The 25-minute timer is the core unit of the most widely used time management system in knowledge work.
Francesco Cirillo chose 25 minutes for the Pomodoro interval based on his own experiments in the late 1980s, finding it long enough to make meaningful progress on a task but short enough to maintain genuine focus throughout. Subsequent cognitive research supports this range — sustained attention studies consistently show performance begins declining after 20 to 30 minutes of continuous focused work on a single task. The 25-minute interval sits at the peak of the sustained attention curve before fatigue onset, making it the most productive single block of focused work for most people.
Set the 25-minute timer and write without editing. No revisions, no deletions — just forward momentum.

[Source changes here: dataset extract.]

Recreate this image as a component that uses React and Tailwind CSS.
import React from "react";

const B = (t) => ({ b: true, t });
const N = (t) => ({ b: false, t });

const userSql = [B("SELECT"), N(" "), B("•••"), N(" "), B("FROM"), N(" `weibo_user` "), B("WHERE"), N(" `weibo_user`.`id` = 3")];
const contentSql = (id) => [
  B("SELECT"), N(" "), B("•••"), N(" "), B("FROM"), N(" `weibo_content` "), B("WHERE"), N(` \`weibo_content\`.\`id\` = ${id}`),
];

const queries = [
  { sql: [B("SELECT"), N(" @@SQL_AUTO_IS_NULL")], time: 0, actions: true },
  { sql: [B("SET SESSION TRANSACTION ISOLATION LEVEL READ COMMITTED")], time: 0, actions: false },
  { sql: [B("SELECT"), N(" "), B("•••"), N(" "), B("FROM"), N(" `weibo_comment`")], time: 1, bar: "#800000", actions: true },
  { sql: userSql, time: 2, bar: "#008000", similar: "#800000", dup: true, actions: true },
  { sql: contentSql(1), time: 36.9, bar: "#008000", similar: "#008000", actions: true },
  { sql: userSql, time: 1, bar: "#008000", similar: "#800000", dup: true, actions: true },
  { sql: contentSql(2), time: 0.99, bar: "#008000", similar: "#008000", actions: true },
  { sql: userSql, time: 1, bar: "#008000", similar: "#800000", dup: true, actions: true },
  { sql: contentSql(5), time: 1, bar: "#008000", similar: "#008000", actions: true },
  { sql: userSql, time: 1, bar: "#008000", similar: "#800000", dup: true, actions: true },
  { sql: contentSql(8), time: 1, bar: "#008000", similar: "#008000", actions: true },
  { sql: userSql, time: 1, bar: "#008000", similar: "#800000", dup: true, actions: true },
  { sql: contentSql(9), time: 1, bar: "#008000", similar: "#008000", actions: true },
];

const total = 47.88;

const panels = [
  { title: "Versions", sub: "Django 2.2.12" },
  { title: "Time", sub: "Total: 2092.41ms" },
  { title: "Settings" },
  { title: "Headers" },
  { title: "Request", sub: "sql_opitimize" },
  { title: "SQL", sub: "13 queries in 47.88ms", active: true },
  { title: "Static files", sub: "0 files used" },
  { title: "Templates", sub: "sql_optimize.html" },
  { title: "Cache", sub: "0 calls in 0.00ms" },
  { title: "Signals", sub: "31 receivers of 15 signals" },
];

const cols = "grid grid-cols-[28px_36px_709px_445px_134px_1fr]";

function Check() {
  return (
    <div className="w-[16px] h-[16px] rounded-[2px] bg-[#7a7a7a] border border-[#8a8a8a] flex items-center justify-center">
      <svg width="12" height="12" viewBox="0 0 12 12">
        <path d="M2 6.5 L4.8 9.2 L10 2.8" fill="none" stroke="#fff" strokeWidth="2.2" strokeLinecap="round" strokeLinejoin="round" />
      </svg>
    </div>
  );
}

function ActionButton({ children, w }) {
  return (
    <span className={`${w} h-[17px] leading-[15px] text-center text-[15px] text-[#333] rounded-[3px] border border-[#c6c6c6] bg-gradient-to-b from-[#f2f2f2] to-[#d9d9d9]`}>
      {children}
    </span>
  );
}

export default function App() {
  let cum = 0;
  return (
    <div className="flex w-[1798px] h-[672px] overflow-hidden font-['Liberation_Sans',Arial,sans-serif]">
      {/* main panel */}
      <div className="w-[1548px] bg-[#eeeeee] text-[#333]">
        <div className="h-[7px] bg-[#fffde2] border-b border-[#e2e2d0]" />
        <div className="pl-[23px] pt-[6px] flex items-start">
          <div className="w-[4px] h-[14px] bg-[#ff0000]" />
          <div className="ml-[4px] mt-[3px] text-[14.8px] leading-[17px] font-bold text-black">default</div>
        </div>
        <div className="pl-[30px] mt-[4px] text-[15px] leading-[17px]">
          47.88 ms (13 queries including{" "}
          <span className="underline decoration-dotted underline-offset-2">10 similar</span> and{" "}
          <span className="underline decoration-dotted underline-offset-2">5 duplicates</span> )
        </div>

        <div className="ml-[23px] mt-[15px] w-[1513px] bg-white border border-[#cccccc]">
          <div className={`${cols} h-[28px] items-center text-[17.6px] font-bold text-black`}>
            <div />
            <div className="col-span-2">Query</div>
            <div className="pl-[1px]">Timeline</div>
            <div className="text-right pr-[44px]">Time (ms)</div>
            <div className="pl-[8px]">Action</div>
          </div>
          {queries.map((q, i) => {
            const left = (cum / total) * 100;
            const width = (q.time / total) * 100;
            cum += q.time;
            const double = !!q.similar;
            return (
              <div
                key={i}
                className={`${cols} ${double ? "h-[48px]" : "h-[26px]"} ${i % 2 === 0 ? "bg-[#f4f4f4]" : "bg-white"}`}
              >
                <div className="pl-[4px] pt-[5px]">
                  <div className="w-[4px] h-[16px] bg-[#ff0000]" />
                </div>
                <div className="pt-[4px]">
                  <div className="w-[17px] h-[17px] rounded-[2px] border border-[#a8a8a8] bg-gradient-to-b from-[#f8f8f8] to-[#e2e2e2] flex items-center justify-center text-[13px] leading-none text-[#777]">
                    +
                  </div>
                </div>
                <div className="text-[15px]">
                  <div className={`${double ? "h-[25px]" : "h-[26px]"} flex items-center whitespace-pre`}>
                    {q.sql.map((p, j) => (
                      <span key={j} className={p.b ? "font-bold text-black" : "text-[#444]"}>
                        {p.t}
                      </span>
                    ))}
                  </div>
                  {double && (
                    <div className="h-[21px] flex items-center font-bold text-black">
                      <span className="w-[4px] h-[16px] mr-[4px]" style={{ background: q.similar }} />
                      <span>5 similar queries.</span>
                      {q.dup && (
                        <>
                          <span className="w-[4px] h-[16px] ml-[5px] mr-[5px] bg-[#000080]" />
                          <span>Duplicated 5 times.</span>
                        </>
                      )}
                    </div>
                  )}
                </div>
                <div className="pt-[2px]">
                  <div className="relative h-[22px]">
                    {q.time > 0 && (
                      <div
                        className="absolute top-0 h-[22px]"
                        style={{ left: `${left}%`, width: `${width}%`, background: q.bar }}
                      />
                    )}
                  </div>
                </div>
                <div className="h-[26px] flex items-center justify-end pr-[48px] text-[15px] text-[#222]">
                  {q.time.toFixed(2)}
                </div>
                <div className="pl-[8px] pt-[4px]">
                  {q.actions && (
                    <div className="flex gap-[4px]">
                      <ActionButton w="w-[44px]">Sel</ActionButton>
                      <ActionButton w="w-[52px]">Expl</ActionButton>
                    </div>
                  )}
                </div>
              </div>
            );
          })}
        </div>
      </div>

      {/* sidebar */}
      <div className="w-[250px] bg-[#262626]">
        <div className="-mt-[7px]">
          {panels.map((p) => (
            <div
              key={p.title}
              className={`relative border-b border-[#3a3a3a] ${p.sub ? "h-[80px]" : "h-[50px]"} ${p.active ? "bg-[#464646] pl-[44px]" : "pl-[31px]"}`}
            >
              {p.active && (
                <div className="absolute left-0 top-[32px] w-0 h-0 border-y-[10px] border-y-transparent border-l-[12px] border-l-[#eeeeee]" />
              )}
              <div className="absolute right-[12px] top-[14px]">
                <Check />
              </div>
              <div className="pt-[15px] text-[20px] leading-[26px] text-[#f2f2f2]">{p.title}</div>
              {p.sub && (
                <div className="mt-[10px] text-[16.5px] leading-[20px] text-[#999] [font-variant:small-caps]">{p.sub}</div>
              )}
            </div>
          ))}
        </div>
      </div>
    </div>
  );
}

One focused Pomodoro produces 400 to 600 words of first-draft writing. Over four Pomodoros, that is a 2,000-word article.
Software developers often report that 25 minutes is ideal for a complete unit of work: read the requirement, write the implementation, run the tests. The boundary prevents rabbit-hole debugging by forcing a reassessment at each 25-minute mark.
A 25-minute HIIT or strength session is also a complete workout when programmed correctly. Use the interval timer for 20/10 Tabata sets, or set 25 minutes for a continuous moderate-intensity session — both formats are well within the evidence-based minimum for cardiovascular adaptation.